Generally speaking, we want to finish backups as fast as possible. Even with BCVs, snaps, clones, proxy backup servers, and the like, I still want to burden my servers and storage for as short a time as possible with backup tasks.

And your Recovery Point and Recovery Time Objectives (RPO and RTO) will generally determine how important it is to finish your off-site copies by a given time. With very demanding RPOs and RTOs, you will prioritize the creation of an off-site copy.

Given all that, lets look at the following chart that illustrates a backup and off-site copy window.

Picture15

The first (light blue) arrow shows the time to complete a backup and the replication of the data to a second site. With everything happening at once, it takes a little longer than 8 hours to finish the job. So the backups that start at midnight finish a little after 8:00 in the morning.

The second (dark blue) arrows show the time to finish the backup, the deduplication, and the replication. So backup takes 4 hours (10 TB at 2.5 TB/hour), deduplication takes 4 hours (10 TB at 2.5 TB/hour), and replication takes  2 hours (500 GB at 250 GB/hr; where 500 GB would be representative of a 20:1 deduplication ratio of the 10 TB of backup data).

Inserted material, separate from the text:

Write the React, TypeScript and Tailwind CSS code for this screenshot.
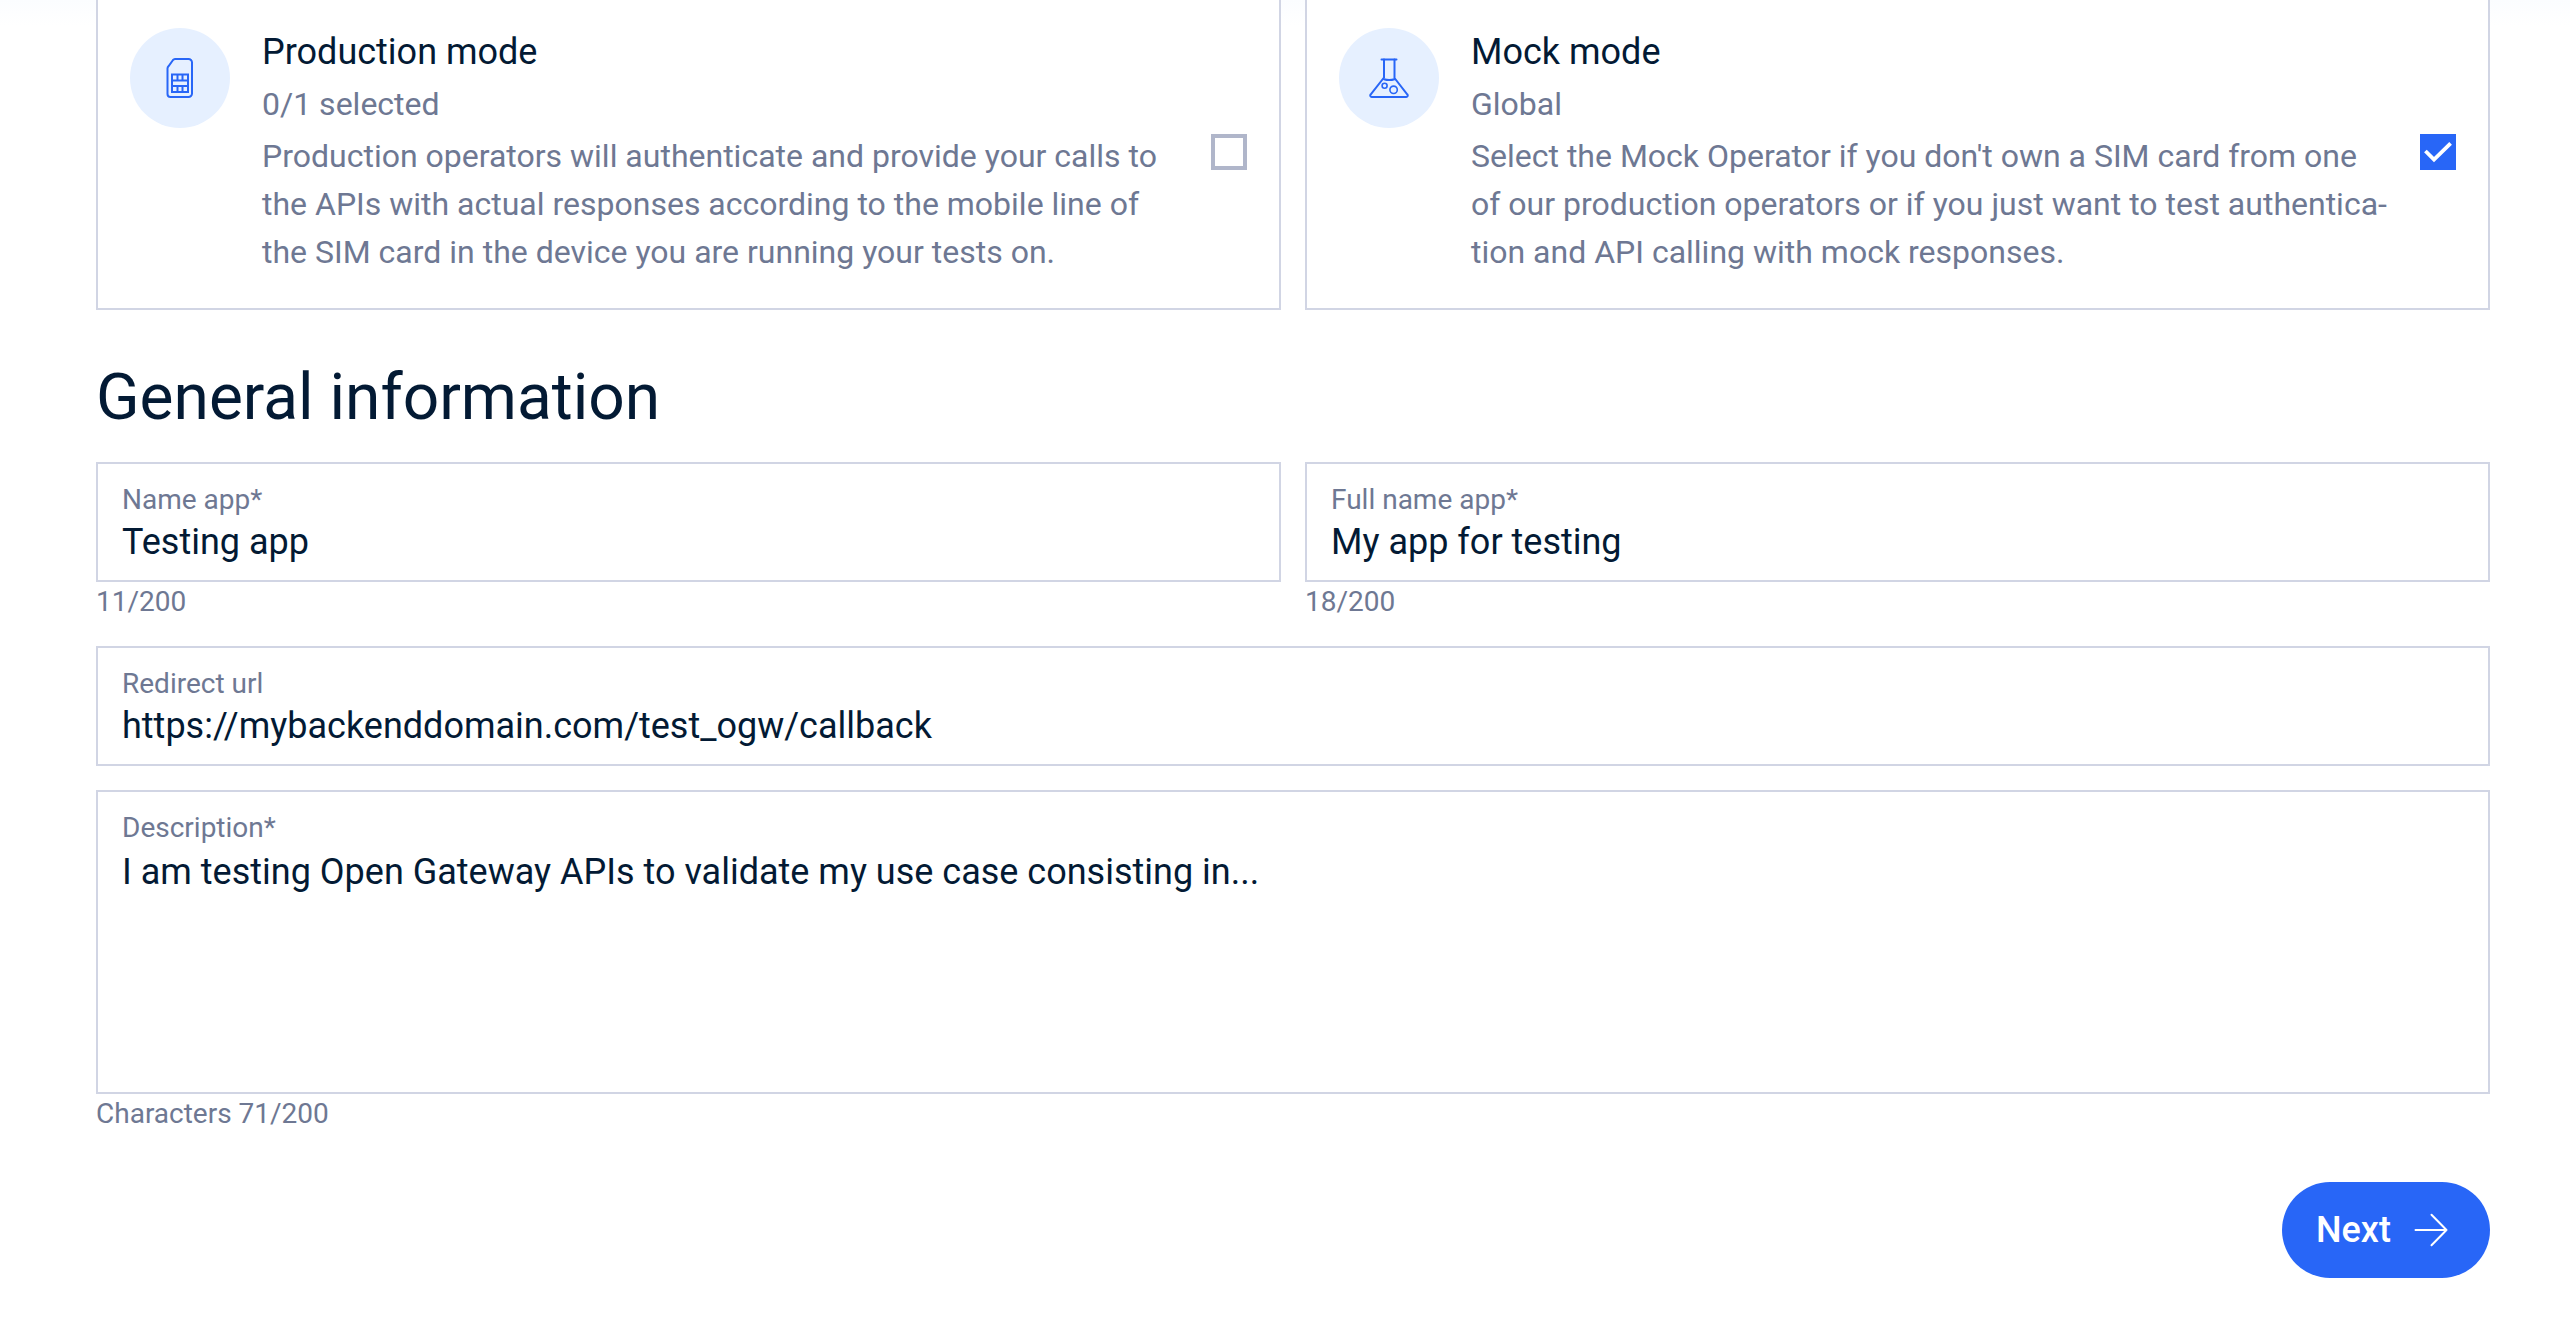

(A note for technical accuracy: I have chosen the represent the deduplication and off-site copy in the 2nd case of scheduled deduplication as two jobs for the sake of illustration. In practice, they are a single process, just like replication of data when it is deduplicated in-line. However, by illustrating the example in this way we can more exactly see what happens, and how long it takes. The times are accurate. However, it is really only one process/task on the DL3D–it does NOT deduplicate and then replicate after deduplication is finished!)

So, in-line deduplication finishes the whole job, on site and off site backups, in 8 hours and a few minutes.

Scheduled deduplication finishes everything in 10 hours–about 1.5 hours longer than in-line deduplication. But the backup finishes in less than half the time. The backup is done by 4:00 am.

The real value of the ability to choose in-line deduplication or scheduled deduplication is this: you get to choose which you want to finish first: backup, or replication. The choice is yours. To me, there are good reasons for making either choice. SLAs, RPOs, RTOs, internal priorities, backup methodologies, and so on will all factor into the decision. But at the end of the day, to say that only one approach makes sense is just wrong. Different users will have different priorities, and will weight all those factors differently.

EMC’s offering lets you make the choice. And even if you elect to do in-line deduplication (the only option with Data Domain’s offering) at least you can still do it on a platform that is faster, more scaleable, and more reliable.